• Given problem:
Using the data below, repeat all of it precisely.

• Collected data:
-------

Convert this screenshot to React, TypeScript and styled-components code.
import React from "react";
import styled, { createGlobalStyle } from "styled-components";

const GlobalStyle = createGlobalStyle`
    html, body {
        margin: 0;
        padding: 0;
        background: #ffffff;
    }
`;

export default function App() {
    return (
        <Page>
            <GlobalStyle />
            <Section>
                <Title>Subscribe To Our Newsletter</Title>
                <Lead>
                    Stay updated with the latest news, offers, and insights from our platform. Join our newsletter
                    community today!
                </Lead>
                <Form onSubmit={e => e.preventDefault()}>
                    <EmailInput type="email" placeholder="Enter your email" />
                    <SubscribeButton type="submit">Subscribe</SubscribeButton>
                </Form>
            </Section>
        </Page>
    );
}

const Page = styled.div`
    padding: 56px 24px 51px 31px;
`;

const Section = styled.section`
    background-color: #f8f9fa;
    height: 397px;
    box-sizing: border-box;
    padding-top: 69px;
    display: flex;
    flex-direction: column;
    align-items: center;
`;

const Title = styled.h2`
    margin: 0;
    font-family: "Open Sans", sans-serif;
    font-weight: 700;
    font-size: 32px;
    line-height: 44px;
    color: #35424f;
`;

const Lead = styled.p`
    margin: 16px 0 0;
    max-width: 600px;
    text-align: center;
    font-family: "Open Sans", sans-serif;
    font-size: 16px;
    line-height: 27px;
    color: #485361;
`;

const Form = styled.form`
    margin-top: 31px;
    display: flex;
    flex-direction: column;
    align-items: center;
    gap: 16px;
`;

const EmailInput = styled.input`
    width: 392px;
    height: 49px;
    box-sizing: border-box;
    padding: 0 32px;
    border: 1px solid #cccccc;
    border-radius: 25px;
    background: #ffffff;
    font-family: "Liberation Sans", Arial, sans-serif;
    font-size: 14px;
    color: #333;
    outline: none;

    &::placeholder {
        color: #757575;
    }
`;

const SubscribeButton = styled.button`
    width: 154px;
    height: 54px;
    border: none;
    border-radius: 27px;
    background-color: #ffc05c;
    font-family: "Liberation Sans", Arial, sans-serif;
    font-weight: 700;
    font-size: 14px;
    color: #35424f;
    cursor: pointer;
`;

-------

• Written solution:
Convert this screenshot to React, TypeScript and styled-components code.
import React from "react";
import styled, { createGlobalStyle } from "styled-components";

const GlobalStyle = createGlobalStyle`
    html, body {
        margin: 0;
        padding: 0;
        background: #ffffff;
    }
`;

export default function App() {
    return (
        <Page>
            <GlobalStyle />
            <Section>
                <Title>Subscribe To Our Newsletter</Title>
                <Lead>
                    Stay updated with the latest news, offers, and insights from our platform. Join our newsletter
                    community today!
                </Lead>
                <Form onSubmit={e => e.preventDefault()}>
                    <EmailInput type="email" placeholder="Enter your email" />
                    <SubscribeButton type="submit">Subscribe</SubscribeButton>
                </Form>
            </Section>
        </Page>
    );
}

const Page = styled.div`
    padding: 56px 24px 51px 31px;
`;

const Section = styled.section`
    background-color: #f8f9fa;
    height: 397px;
    box-sizing: border-box;
    padding-top: 69px;
    display: flex;
    flex-direction: column;
    align-items: center;
`;

const Title = styled.h2`
    margin: 0;
    font-family: "Open Sans", sans-serif;
    font-weight: 700;
    font-size: 32px;
    line-height: 44px;
    color: #35424f;
`;

const Lead = styled.p`
    margin: 16px 0 0;
    max-width: 600px;
    text-align: center;
    font-family: "Open Sans", sans-serif;
    font-size: 16px;
    line-height: 27px;
    color: #485361;
`;

const Form = styled.form`
    margin-top: 31px;
    display: flex;
    flex-direction: column;
    align-items: center;
    gap: 16px;
`;

const EmailInput = styled.input`
    width: 392px;
    height: 49px;
    box-sizing: border-box;
    padding: 0 32px;
    border: 1px solid #cccccc;
    border-radius: 25px;
    background: #ffffff;
    font-family: "Liberation Sans", Arial, sans-serif;
    font-size: 14px;
    color: #333;
    outline: none;

    &::placeholder {
        color: #757575;
    }
`;

const SubscribeButton = styled.button`
    width: 154px;
    height: 54px;
    border: none;
    border-radius: 27px;
    background-color: #ffc05c;
    font-family: "Liberation Sans", Arial, sans-serif;
    font-weight: 700;
    font-size: 14px;
    color: #35424f;
    cursor: pointer;
`;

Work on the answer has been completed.